Exoplanet detection in angular differential imaging: combining a statistics-based learning with a deep-based learning for improved detections

Abstract

Detection of exoplanets by direct imaging is an active research topic in astronomy for the characterization of young substellar objects. The very high contrast between the host star and its companions makes the detection particularly challenging. In addition to the use of an extreme adaptive optics system and a coronagraph to strongly attenuate the starlight contamination, dedicated processing methods are required. In previous works, we have developed the PACO algorithm capturing locally the spatial correlations of the data with a multi-variate Gaussian model.

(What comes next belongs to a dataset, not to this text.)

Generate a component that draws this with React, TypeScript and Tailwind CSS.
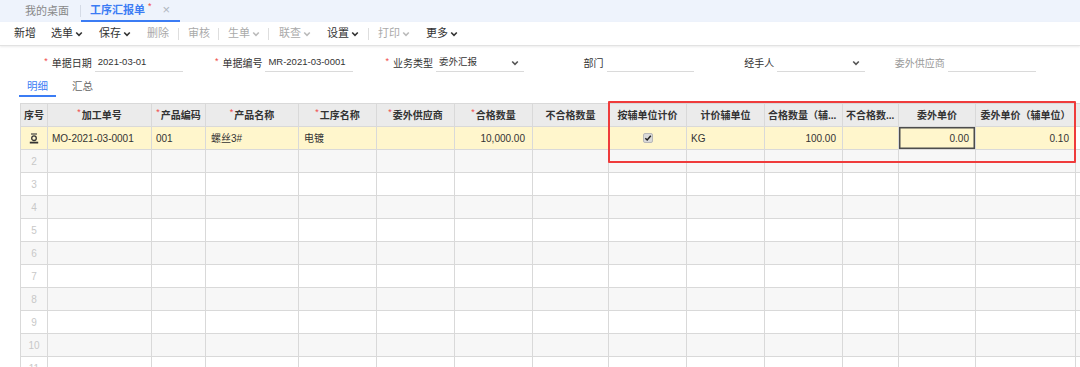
import React from "react";

const Chev = ({ color = "#333" }: { color?: string }) => (
  <svg width="8" height="6" viewBox="0 0 8 6" className="ml-[2px] shrink-0">
    <path d="M1.2 1.5 L4 4.3 L6.8 1.5" fill="none" stroke={color} strokeWidth="1.6" />
  </svg>
);

type TItem =
  | { kind: "btn"; t: string; ml: string; dis?: boolean; chev?: boolean }
  | { kind: "sep"; ml: string };

const toolbar: TItem[] = [
  { kind: "btn", t: "新增", ml: "ml-[14px]" },
  { kind: "btn", t: "选单", ml: "ml-[15px]", chev: true },
  { kind: "btn", t: "保存", ml: "ml-[16px]", chev: true },
  { kind: "btn", t: "删除", ml: "ml-[16px]", dis: true },
  { kind: "sep", ml: "ml-[9px]" },
  { kind: "btn", t: "审核", ml: "ml-[9px]", dis: true },
  { kind: "sep", ml: "ml-[8px]" },
  { kind: "btn", t: "生单", ml: "ml-[9px]", dis: true, chev: true },
  { kind: "sep", ml: "ml-[8px]" },
  { kind: "btn", t: "联查", ml: "ml-[10px]", dis: true, chev: true },
  { kind: "btn", t: "设置", ml: "ml-[16px]", chev: true },
  { kind: "sep", ml: "ml-[9px]" },
  { kind: "btn", t: "打印", ml: "ml-[9px]", dis: true, chev: true },
  { kind: "btn", t: "更多", ml: "ml-[16px]", chev: true },
];

const fields = [
  { star: true, label: "单据日期", value: "2021-03-01" },
  { star: true, label: "单据编号", value: "MR-2021-03-0001" },
  { star: true, label: "业务类型", value: "委外汇报", select: true },
  { star: false, label: "部门", value: "" },
  { star: false, label: "经手人", value: "", select: true },
  { star: false, label: "委外供应商", value: "", gray: true },
];

type Col = { w: string; h: string; star?: boolean; left?: boolean };
const cols: Col[] = [
  { w: "w-[27px]", h: "序号" },
  { w: "w-[104px]", h: "加工单号", star: true },
  { w: "w-[54px]", h: "产品编码", star: true },
  { w: "w-[93px]", h: "产品名称", star: true },
  { w: "w-[78px]", h: "工序名称", star: true },
  { w: "w-[78px]", h: "委外供应商", star: true },
  { w: "w-[78px]", h: "合格数量", star: true },
  { w: "w-[76px]", h: "不合格数量" },
  { w: "w-[78px]", h: "按辅单位计价" },
  { w: "w-[78px]", h: "计价辅单位" },
  { w: "w-[78px]", h: "合格数量（辅...", left: true },
  { w: "w-[56px]", h: "不合格数...", left: true },
  { w: "w-[77px]", h: "委外单价" },
  { w: "w-[100px]", h: "委外单价（辅单位）" },
  { w: "w-[100px]", h: "" },
];

const RowIcon = () => (
  <svg width="10" height="11" viewBox="0 0 10 11">
    <line x1="2" y1="1" x2="8" y2="1" stroke="#333" strokeWidth="1.1" />
    <circle cx="5" cy="5.2" r="2.3" fill="none" stroke="#333" strokeWidth="1.3" />
    <line x1="0.8" y1="9.6" x2="9.2" y2="9.6" stroke="#333" strokeWidth="1.8" />
  </svg>
);

const Checkbox = () => (
  <div className="w-[10px] h-[10px] rounded-[2px] bg-[#d9d9d9] border border-[#b8b8b8] flex items-center justify-center">
    <svg width="8" height="8" viewBox="0 0 8 8">
      <path d="M1.3 4.2 L3.2 6 L6.8 1.8" fill="none" stroke="#222" strokeWidth="1.5" />
    </svg>
  </div>
);

const cellBase =
  "shrink-0 h-[23px] border-r border-b border-[#d9d9d9] flex items-center text-[10px] text-[#333] whitespace-nowrap overflow-hidden";

export default function App() {
  const row1: React.ReactNode[] = [
    <div className="w-full flex justify-center"><RowIcon /></div>,
    <span className="pl-[4px]">MO-2021-03-0001</span>,
    <span className="pl-[4px]">001</span>,
    <span className="pl-[5px]">螺丝3#</span>,
    <span className="pl-[5px]">电镀</span>,
    null,
    <span className="w-full text-right pr-[7px]">10,000.00</span>,
    null,
    <div className="w-full flex justify-center"><Checkbox /></div>,
    <span className="pl-[4px]">KG</span>,
    <span className="w-full text-right pr-[6px]">100.00</span>,
    null,
    <span className="w-full text-right pr-[6px]">0.00</span>,
    <span className="w-full text-right pr-[6px]">0.10</span>,
    null,
  ];

  return (
    <div className='w-[1080px] h-[367px] overflow-hidden bg-white font-["Liberation_Sans","Noto_Sans_CJK_SC",sans-serif] text-[#333]'>
      {/* top tabs */}
      <div className="h-[22px] bg-[#eef3fc] flex items-stretch">
        <div className="ml-[25px] flex items-center text-[11px] text-[#888]">我的桌面</div>
        <div className="ml-[11px] self-center w-px h-[12px] bg-[#d5dbe6]" />
        <div className="ml-0 w-[99px] border-b-2 border-[#3b7cf4] flex items-center pl-[9px] text-[11px] font-bold text-[#3b7cf4]">
          <span>工序汇报单</span>
          <span className="ml-[3px] -mt-[6px] text-[9px] text-[#f04848] font-normal">*</span>
          <span className="ml-[11px] text-[13px] font-normal text-[#b0b6c0]">×</span>
        </div>
      </div>

      {/* toolbar */}
      <div className="h-[24px] bg-white flex items-center border-b border-[#e2e2e2] shadow-[0_1px_2px_rgba(0,0,0,0.08)]">
        {toolbar.map((it, i) =>
          it.kind === "sep" ? (
            <div key={i} className={`${it.ml} w-px h-[12px] bg-[#dedede]`} />
          ) : (
            <div
              key={i}
              className={`${it.ml} flex items-center text-[11px] ${it.dis ? "text-[#aaa]" : "text-[#333]"}`}
            >
              <span>{it.t}</span>
              {it.chev && <Chev color={it.dis ? "#bbb" : "#333"} />}
            </div>
          )
        )}
      </div>

      {/* form */}
      <div className="mt-[8px] pl-[12px] flex">
        {fields.map((f, i) => (
          <div key={i} className="w-[170.6px] shrink-0 flex items-center h-[18px]">
            <div className="w-[80px] flex justify-end items-center text-[10px]">
              {f.star && <span className="text-[#f04848] text-[9px] mr-[4px] -mt-[3px]">*</span>}
              <span className={f.gray ? "text-[#999]" : "text-[#333]"}>{f.label}</span>
            </div>
            <div className="ml-[3px] w-[88px] h-[18px] border-b border-[#dadada] flex items-center justify-between pl-[3px] pr-[5px] text-[9.5px] text-[#333]">
              <span>{f.value}</span>
              {f.select && <Chev color="#555" />}
            </div>
          </div>
        ))}
      </div>

      {/* detail tabs */}
      <div className="ml-[19px] flex">
        <div className="h-[25px] px-[8px] pt-[8px] border-b-2 border-[#3b7cf4] text-[10.5px] leading-[12px] text-[#3b7cf4]">明细</div>
        <div className="ml-[8px] h-[25px] px-[8px] pt-[8px] text-[10.5px] leading-[12px] text-[#666]">汇总</div>
      </div>

      {/* table */}
      <div className="mt-[6px] ml-[20px] relative border-l border-t border-[#d9d9d9]">
        <div className="flex bg-[#ebebeb]">
          {cols.map((c, i) => (
            <div
              key={i}
              className={`${cellBase} ${c.w} font-bold ${c.left ? "justify-start pl-[3px]" : "justify-center"}`}
            >
              {c.star && <span className="text-[#f04848] font-normal text-[9px] mr-[1px] -mt-[4px]">*</span>}
              <span>{c.h}</span>
            </div>
          ))}
        </div>
        <div className="flex bg-[#fff6cc]">
          {cols.map((c, i) => (
            <div
              key={i}
              className={`${cellBase} ${c.w} ${i === 12 ? "shadow-[inset_0_0_0_1.5px_#4d4d4d]" : ""} ${i === 14 ? "bg-white" : ""}`}
            >
              {row1[i]}
            </div>
          ))}
        </div>
        {[2, 3, 4, 5, 6, 7, 8, 9, 10, 11].map((n) => (
          <div key={n} className={`flex ${n % 2 === 0 ? "bg-[#f7f7f7]" : "bg-white"}`}>
            {cols.map((c, i) => (
              <div key={i} className={`${cellBase} ${c.w} ${i === 0 ? "justify-center text-[#c8c8c8]" : ""}`}>
                {i === 0 ? n : null}
              </div>
            ))}
          </div>
        ))}
        <div className="absolute left-[587px] top-[-3px] w-[468px] h-[62px] border-2 border-[#ef3b3b] rounded-[1px] pointer-events-none" />
      </div>
    </div>
  );
}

PACO delivers reliable detection confidences with and improved sensitivity with respect to the classical processing methods of the field (cADI, PCA, TLOCI). In this paper, we propose to combine the statistics- based model of PACO with a deep-based model in a three steps algorithm. First, the data are centered and whitened locally using the PACO framework to improve the stationarity and the contrast in a pre-processing step. Second, a convolutional neural network is trained from scratch, in a supervised fashion, to detect the signature of synthetic sources in the pre-processed science data. Finally, the trained network is applied to the pre-processed observations and delivers a detection map. The network is based on a U-Net architecture with a Res-Net18 backbone. We apply our method on more than ten datasets from the VLT/SPHERE-IRDIS instrument and compare it with PACO and other baseline methods. Our preliminary results show that the proposed method outperforms the comparative algorithms, with a typical improvement up to half a magnitude with respect to PACO.